Wealth fund GIC's assets recover
SINGAPORE (Reuters) - Singapore's GIC, the world's fourth-biggest sovereign wealth fund, is ready to use its bigger cash pile to buy into emerging markets and alternative investments such as real estate and natural resources, but warned that bonds may not be safe due to inflation risks.
The strategy of the Government of Singapore Investment Corp, the larger of the city-state's two wealth funds with an estimated $200 billion (125 billion pounds) or more, appears to be evolving as it cut its equity and bond holdings to increase its exposure to alternatives such as property and resources.
Sovereign funds were badly hit by the meltdown in global financial markets after bold investments in Western banks, and GIC fared worse than its new Chinese rival CIC, but outperformed fellow Singapore fund Temasek.
"The government is not going to be overly upset with one year of slippage in performance," said David Cohen, director of Asian economic forecasting at Action Economics in Singapore.
"They will maintain their diversified portfolio ... Any change in assets will be on the margins."
GIC's portfolio shrank by more than a fifth in the year to end-March, but has recouped over half its losses since then. It pared its equities exposure before the crisis and then profited from a well timed sale of part of its Citigroup holding.
The Singapore fund's second annual report showed it held 8 percent cash as of end-March, up from 7 percent a year earlier, and it appears keen to put the money to use soon.

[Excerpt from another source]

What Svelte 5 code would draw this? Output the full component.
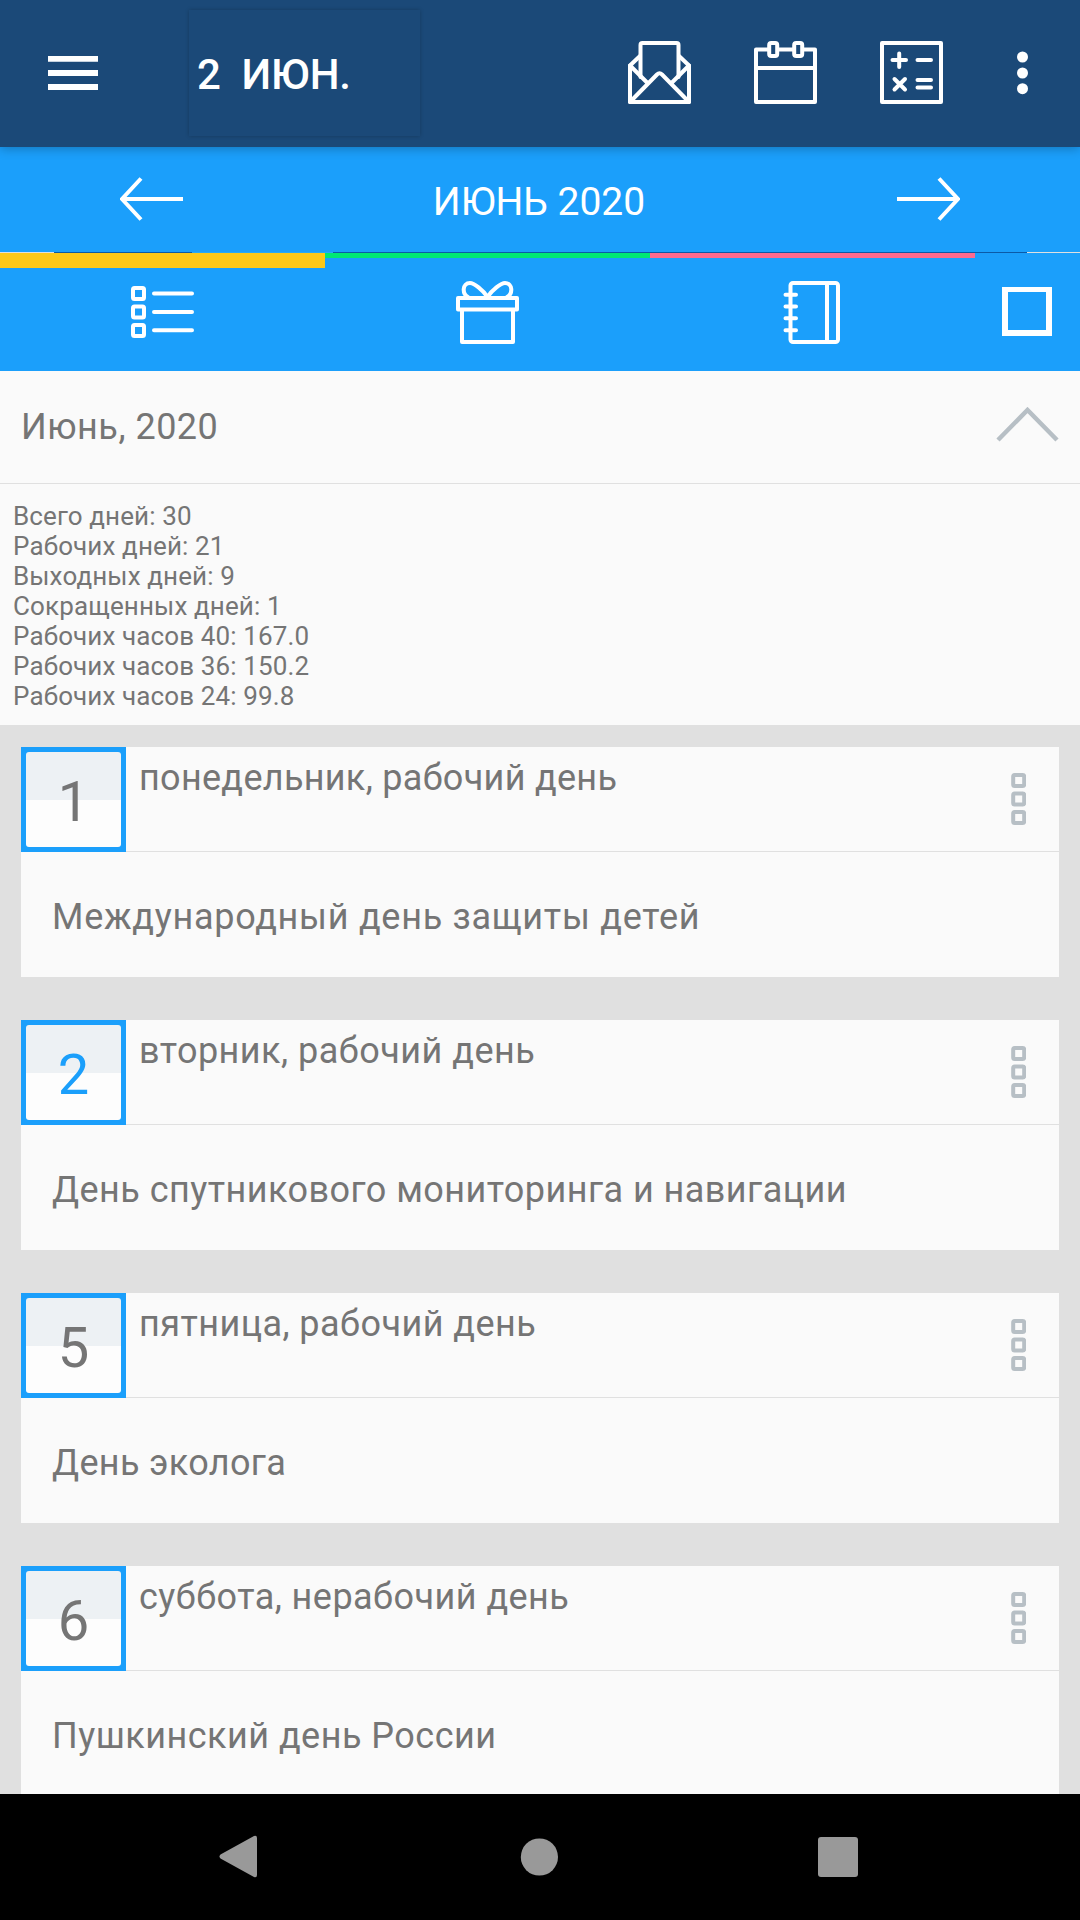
<script lang="ts">
    interface Day {
        number: number;
        title: string;
        holiday: string;
        titleSpacing: number;
        holidaySpacing: number;
        today?: boolean;
    }

    const stats: string[] = [
        "Всего дней: 30",
        "Рабочих дней: 21",
        "Выходных дней: 9",
        "Сокращенных дней: 1",
        "Рабочих часов 40: 167.0",
        "Рабочих часов 36: 150.2",
        "Рабочих часов 24: 99.8",
    ];

    const days: Day[] = [
        {
            number: 1,
            title: "понедельник, рабочий день",
            holiday: "Международный день защиты детей",
            titleSpacing: 0.3,
            holidaySpacing: 0.72,
        },
        {
            number: 2,
            title: "вторник, рабочий день",
            holiday: "День спутникового мониторинга и навигации",
            titleSpacing: 0.48,
            holidaySpacing: 0.46,
            today: true,
        },
        {
            number: 5,
            title: "пятница, рабочий день",
            holiday: "День эколога",
            titleSpacing: 0.45,
            holidaySpacing: 0.33,
        },
        {
            number: 6,
            title: "суббота, нерабочий день",
            holiday: "Пушкинский день России",
            titleSpacing: 0.46,
            holidaySpacing: 0.48,
        },
    ];
</script>

<div class="screen">
    <header class="toolbar">
        <svg class="burger" width="50" height="34" viewBox="0 0 50 34">
            <path d="M0 2.9h50M0 17h50M0 31h50" stroke="#fff" stroke-width="5.8" />
        </svg>
        <div class="date">2&nbsp; ИЮН.</div>
        <div class="actions">
            <svg class="icon" width="63" height="63" viewBox="0 0 63 63">
                <path d="M12.5 36V4a2 2 0 0 1 2-2h34a2 2 0 0 1 2 2v32" />
                <path d="M12 15 2 24.5V61h59V24.5L51 15" />
                <path d="M2 24.5 19.5 42M61 24.5 43.5 42" />
                <path d="M2 61 29 33.5q2.5-2.5 5 0L61 61" />
            </svg>
            <svg class="icon" width="63" height="63" viewBox="0 0 63 63">
                <path d="M14 8.5H2V61h59V8.5H50M25 8.5h14M2 27h59" />
                <rect x="15.2" y="2" width="8" height="13" rx="2" />
                <rect x="40.2" y="2" width="8" height="13" rx="2" />
            </svg>
            <svg class="icon" width="63" height="63" viewBox="0 0 63 63">
                <rect x="2" y="2" width="59" height="59" />
                <path d="M12.5 19H26M19.2 12.5V26M37.5 19H51M14.5 38 25 48.5M25 38 14.5 48.5M37.5 39H51M37.5 46.5H51" />
            </svg>
        </div>
        <svg class="more" width="11" height="44" viewBox="0 0 11 44">
            <circle cx="5.5" cy="6" r="5.5" />
            <circle cx="5.5" cy="22" r="5.5" />
            <circle cx="5.5" cy="37.7" r="5.5" />
        </svg>
    </header>

    <nav class="month">
        <svg class="icon" width="63" height="44" viewBox="0 0 63 44">
            <path d="M63 22H2M21 1.5 2 22 21 42.5" />
        </svg>
        <span>ИЮНЬ 2020</span>
        <svg class="icon" width="63" height="44" viewBox="0 0 63 44">
            <path d="M0 22h61M42 1.5 61 22 42 42.5" />
        </svg>
    </nav>

    <div class="divider"><i></i><i></i><i></i><i></i><i></i></div>

    <div class="tabs">
        <div class="tab active">
            <svg class="icon" width="63" height="63" viewBox="0 0 63 63">
                <rect x="2" y="7" width="11" height="11" rx="1.5" />
                <rect x="2" y="25.5" width="11" height="11" rx="1.5" />
                <rect x="2" y="44" width="11" height="11" rx="1.5" />
                <path d="M23 12.5h38M23 31h38M23 49.3h38" />
            </svg>
        </div>
        <div class="tab gifts">
            <svg class="icon" width="63" height="63" viewBox="0 0 63 63">
                <rect x="2" y="17" width="59" height="11.5" />
                <path d="M6 29v32h51V29" />
                <path d="M31.5 16C27 9 18 2 14 2 6 2 6 13 12 16M31.5 16C36 9 45 2 49 2c8 0 8 11 2 14" />
            </svg>
        </div>
        <div class="tab notes">
            <svg class="icon" width="63" height="63" viewBox="0 0 63 63">
                <rect x="9.5" y="2" width="47.5" height="59" rx="2.5" />
                <path d="M46 2v59M4.5 13.7H15M4.5 25.5H15M4.5 37.3H15M4.5 49.2H15" />
            </svg>
        </div>
        <div class="check"><span></span></div>
    </div>

    <section class="summary">
        <div class="summary-head">
            <h1>Июнь, 2020</h1>
            <svg width="63" height="36" viewBox="0 0 63 36">
                <path d="M2 33 31.5 3 61 33" fill="none" stroke="#b7bfc5" stroke-width="4.5" />
            </svg>
        </div>
        <ul>
            {#each stats as line}
                <li>{line}</li>
            {/each}
        </ul>
    </section>

    <main class="days">
        {#each days as day}
            <article class="card">
                <div class="card-head">
                    <div class="number" class:today={day.today}>
                        <span>{day.number}</span>
                    </div>
                    <h2 style="letter-spacing: {day.titleSpacing}px">{day.title}</h2>
                    <svg width="15" height="52" viewBox="0 0 15 52">
                        <rect x="2.2" y="2" width="11" height="11" rx="1.5" />
                        <rect x="2.2" y="20.5" width="11" height="11" rx="1.5" />
                        <rect x="2.2" y="39" width="11" height="11" rx="1.5" />
                    </svg>
                </div>
                <p style="letter-spacing: {day.holidaySpacing}px">{day.holiday}</p>
            </article>
        {/each}
    </main>

    <footer class="system">
        <svg width="38" height="43" viewBox="0 0 38 43">
            <path d="M1.5 19.5Q-.5 21.5 1.5 23.5L35 42q3 1 3-2V3q0-3-3-2z" />
        </svg>
        <svg width="38" height="38" viewBox="0 0 38 38">
            <circle cx="19.4" cy="19" r="18.6" />
        </svg>
        <svg width="40" height="40" viewBox="0 0 40 40">
            <rect width="40" height="40" rx="3" />
        </svg>
    </footer>
</div>

<style>
    :global(body) {
        margin: 0;
        background: #000;
    }
    .screen {
        display: flex;
        flex-direction: column;
        width: 1080px;
        height: 1920px;
        overflow: hidden;
        background: #e0e0e0;
        color: #757575;
        font-family: Roboto, "Liberation Sans", sans-serif;
    }
    svg {
        display: block;
        flex: none;
    }
    h1,
    h2,
    p,
    ul {
        margin: 0;
        padding: 0;
        font-weight: 400;
    }
    .icon {
        fill: none;
        stroke: #fff;
        stroke-width: 4;
        stroke-linecap: round;
        stroke-linejoin: round;
    }

    /* top bar */
    .toolbar {
        position: relative;
        z-index: 1;
        flex: none;
        display: flex;
        align-items: center;
        box-sizing: border-box;
        height: 147px;
        padding: 0 0 1px 48px;
        background: #1b4978;
        box-shadow: 0 2px 10px rgba(0, 0, 0, 0.25);
    }
    .burger {
        margin-right: 91px;
    }
    .date {
        box-sizing: border-box;
        width: 231px;
        height: 126px;
        padding-left: 8px;
        line-height: 129px;
        font-size: 42px;
        font-weight: 500;
        letter-spacing: -0.1px;
        color: #fff;
        white-space: pre;
        box-shadow: 0 0 4px rgba(0, 0, 0, 0.22);
    }
    .actions {
        display: flex;
        gap: 63px;
        margin-left: 208px;
        padding-bottom: 1px;
    }
    .more {
        margin-left: 74px;
        fill: #fff;
    }

    /* month switcher */
    .month {
        flex: none;
        display: flex;
        align-items: center;
        justify-content: space-between;
        box-sizing: border-box;
        height: 105px;
        padding: 0 120px 2px;
        background: #1b9ffb;
        color: #fff;
        font-size: 39px;
    }
    .month span {
        padding: 6px 2px 0 0;
    }
    .month .icon {
        stroke-linecap: butt;
        stroke-linejoin: miter;
    }
    .divider {
        flex: none;
        display: grid;
        grid-template-columns: 54px 138px 141px 694px 53px;
        height: 1px;
        background: #0c5aa6;
    }
    .divider i:nth-child(1),
    .divider i:nth-child(5) {
        background: #e0e0e0;
    }
    .divider i:nth-child(3) {
        background: #29a9f5;
    }

    /* tabs */
    .tabs {
        flex: none;
        display: flex;
        height: 118px;
        background: #1b9ffb;
    }
    .tab {
        display: flex;
        justify-content: center;
        box-sizing: border-box;
        width: 325px;
        padding-top: 23px;
        border-top: 5px solid;
    }
    .tab.active {
        padding-top: 13px;
        border-top: 15px solid #fdc819;
    }
    .tab.gifts {
        border-color: #00e874;
    }
    .tab.notes {
        border-color: #ff6a8e;
    }
    .check {
        flex: 1;
        padding: 34px 0 0 27px;
    }
    .check span {
        display: block;
        box-sizing: border-box;
        width: 50px;
        height: 49px;
        border: 6px solid #fff;
        border-top-width: 5px;
    }

    /* month totals */
    .summary {
        flex: none;
        box-sizing: border-box;
        height: 354px;
        background: #fafafa;
    }
    .summary-head {
        display: flex;
        align-items: center;
        justify-content: space-between;
        box-sizing: border-box;
        height: 113px;
        padding: 0 21px;
        border-bottom: 1px solid #e0e0e0;
    }
    .summary-head svg {
        margin-top: -4px;
    }
    h1 {
        font-size: 36px;
        letter-spacing: 0.5px;
    }
    ul {
        padding: 17px 13px 0;
        list-style: none;
    }
    li {
        font-size: 26px;
        line-height: 30px;
        letter-spacing: 0.12px;
    }

    /* list of days */
    .days {
        flex: 1;
        display: flex;
        flex-direction: column;
        gap: 43px;
        min-height: 0;
        overflow: hidden;
        padding: 22px 21px 0;
    }
    .card {
        flex: none;
        height: 230px;
        background: #fafafa;
    }
    .card-head {
        display: flex;
        box-sizing: border-box;
        height: 105px;
        border-bottom: 1px solid #e0e0e0;
    }
    .card-head svg {
        margin: 26px 33px 0 auto;
        fill: none;
        stroke: #b7bfc5;
        stroke-width: 4;
    }
    .number {
        flex: none;
        box-sizing: border-box;
        width: 105px;
        height: 105px;
        padding: 5px;
        background: #1b9ffb;
        font-size: 56px;
        line-height: 101px;
        text-align: center;
    }
    .number span {
        display: block;
        height: 95px;
        border-radius: 3px;
        background: linear-gradient(#edf1f4 48px, #fdfdfd 48px);
    }
    .number.today {
        color: #1b9ffb;
    }
    h2 {
        padding: 10px 0 0 13px;
        font-size: 36px;
        line-height: 42px;
    }
    .card p {
        padding-left: 31px;
        font-size: 36px;
        line-height: 130px;
    }

    /* system buttons */
    .system {
        flex: none;
        display: flex;
        align-items: center;
        box-sizing: border-box;
        height: 126px;
        padding: 0 0 1px 219px;
        background: #000;
        fill: #999;
    }
    .system svg:nth-child(2) {
        margin: 0 260px 0 263px;
    }
</style>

"In normal circumstances, we should not be holding cash, particularly now when cash earns you close to zero interest," Chief Investment Officer Ng Kok Song said in a statement accompanying the report.
Ng, who said the fund held up to 10 percent cash at one point, warned of rising inflation as Western governments and central banks face constraints in an era of high unemployment that may prevent them from unwinding stimulus measures.
Mike Kerley, a fund manager at Henderson Global Investors, which manages 53 billion pounds in assets, said the jury was still out on prospects for bonds and inflation, but agreed emerging Asia offered better growth prospects.
"The worst-case scenario would be deflation in the West and inflation in emerging markets," Kerley said.
LOSS ON UBS
GIC's 2008/09 performance and subsequent recovery resemble that of Temasek, which said earlier this month its portfolio slumped S$55 billion (24.3 billion pounds), or by around 30 percent, to March before recouping most of its losses.
Both wealth funds unusually gave more recent performance figures, a move to gain more favourable publicity after coming under fire from Singaporeans worried about the nation's savings.
GIC manages Singapore's foreign currency reserves. Singapore tapped government reserves for the first time this year to help fund a stimulus package as it suffered from its worst recession.
GIC, headed by former prime minister Lee Kuan Yew, ranks behind the sovereign funds of Abu Dhabi, Saudi Arabia and Norway, according to Deutsche Bank.
Sovereign funds around the world manage about $3 trillion.
GIC's performance in the year to end-March was roughly in line with Norway's wealth fund, which reported an annualised loss of 22.6 percent on its portfolio in international currency terms.
China Investment Corp (CIC.L) said it lost 2.1 percent on its global investment portfolio in 2008, while the Yale and Harvard endowment funds shed about a quarter of their value in the 12 months to end-June.
GIC said its investment in UBS is still showing a loss. Earlier this month, it said it made a $1.6 billion profit from halving its stake in Citigroup.
"While both banks still face challenges in returning to profitability, we maintain our confidence in their long-term prospects," Ng said in the report.
GIC doesn't declare the size of its assets or list its top holdings.
Jan Randolph, an analyst from IHS Global Insight, said for sovereign funds, investing in the banking system posed extra and potentially unnecessary risks.
"Once bitten, twice shy," Randolph said.
"Other investments, like in the resources sector, prize industrials and even property, make greater sense at the moment."